Part 2 - Compare the performances of different ML algorithms
Randomly select two supervised learning modelling algorithms to test against one another by running the following code. Make sure you enter your student ID into the command set.seed(.). Your 2 ML approaches are given by myModels.
For each of your two ML modelling approaches, you will need to:
Run the ML algorithm in R on the two training sets with Classification as the outcome variable.
Perform hyperparameter tuning to optimise the model:
Outline your hyperparameter tuning/searching strategy for each of the ML modelling approaches. Report on the search range(s) for hyperparameter tuning, which ??-fold CV was used, and the number of repeated CVs (if applicable), and the final optimal tuning parameter values and relevant CV statistics (i.e.

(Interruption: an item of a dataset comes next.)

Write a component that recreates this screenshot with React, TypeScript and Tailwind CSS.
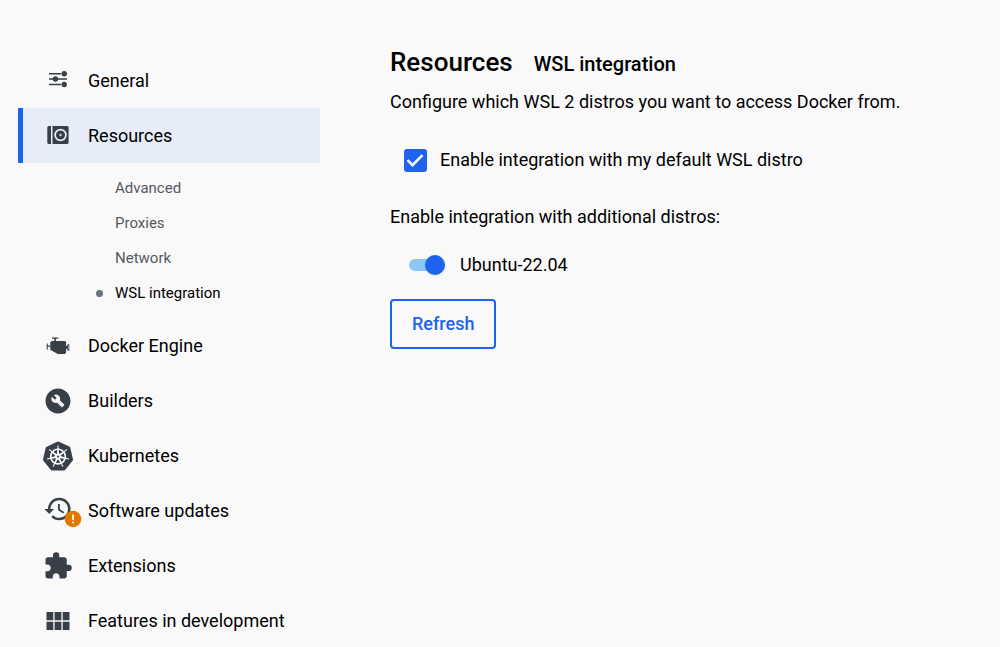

CV results, tables and plots), where appropriate. If you are using repeated CVs, a minimum of 2 repeats are required.
If your selected tree model is Bagging, you must tune the nbagg, cp and minsplit hyperparameters, with at least 3 values for each.
If your selected tree model is Random Forest, you must tune the num.trees and mtry hyperparameters, with at least 3 values for each.
Be sure to set the randomisation seed using your student ID.
Evaluate the predictive performance of your two ML models, derived from the balanced and unbalanced training sets, on the testing set. Provide the confusion matrices and report and interpret the following measures in the context of the project:
Overall Accuracy
Precision
Recall
F1-score
Make sure you define each of the above metrics in the context of the study. Hint: Use the help menu in R Studio on the confusionMatrix(.) function to see how one can obtain the precision, recall and F1-score metrics.
Provide a brief statement on your final recommended model and why you have chosen it. This includes explaining which metric(s) you have used in making this decision and why. Parsimony, and to a lesser extent, interpretability maybe taken into account if the decision is close. You may outline your penalised model estimates in the Appendix if it helps with your argument.